First principle studies of effects of solute segregation on grain boundary strength in Ni-based alloys

Abstract

Thermal annealing or radiation induced segregation of solute and impurity elements to grain boundaries (GBs) in metallic alloys changes GB chemistry and thus can alter the GB cohesive strength. In this work, first principles based density functional theory calculations are conducted to study how the segregation of substitutional solute and impurity elements (Al, C, Cr, Cu, P, Si, Ti, Fe, which are present in Ni-based X-750 alloys) influences the cohesive strength of Σ3111,Σ3112,Σ5210 and Σ5310 GBs in Ni. It is found that C and P show strong embrittlement potencies while Cr and Ti can strengthen GBs in most cases. Other solute elements, including Si, have mixed but insignificant effects on GB strength. In terms of GB character effect, these solute and impurity elements affect the GB strength of the Σ5210 GB most and that of the Σ3111 least.

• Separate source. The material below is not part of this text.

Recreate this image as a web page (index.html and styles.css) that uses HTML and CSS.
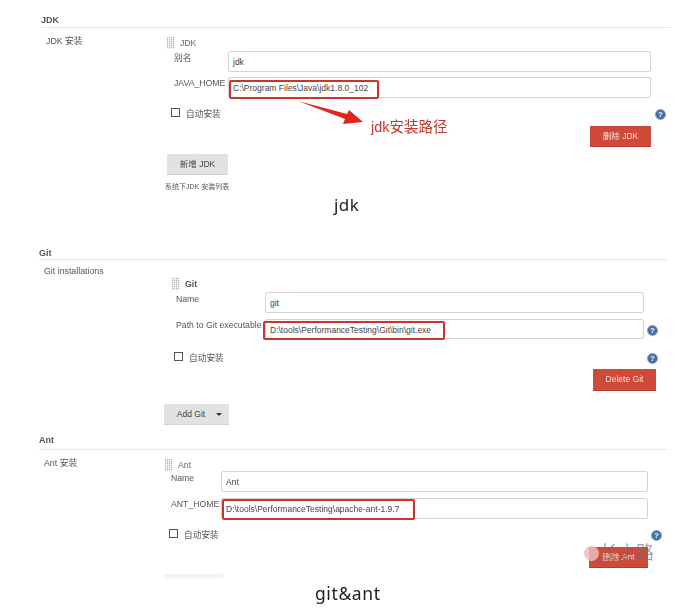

Detailed analyses of solute-GB chemical interactions are conducted using electron localization function, charge density map, partial density of states, and Bader charge analysis. The results suggest that the bond type and charge transfer between solutes and Ni atoms at GBs may play important roles on affecting the GB strength. For non-metallic solute elements (C, P, Si), their interstitial forms are also studied but their effects on GB strength are weaker than their substitutional counterparts.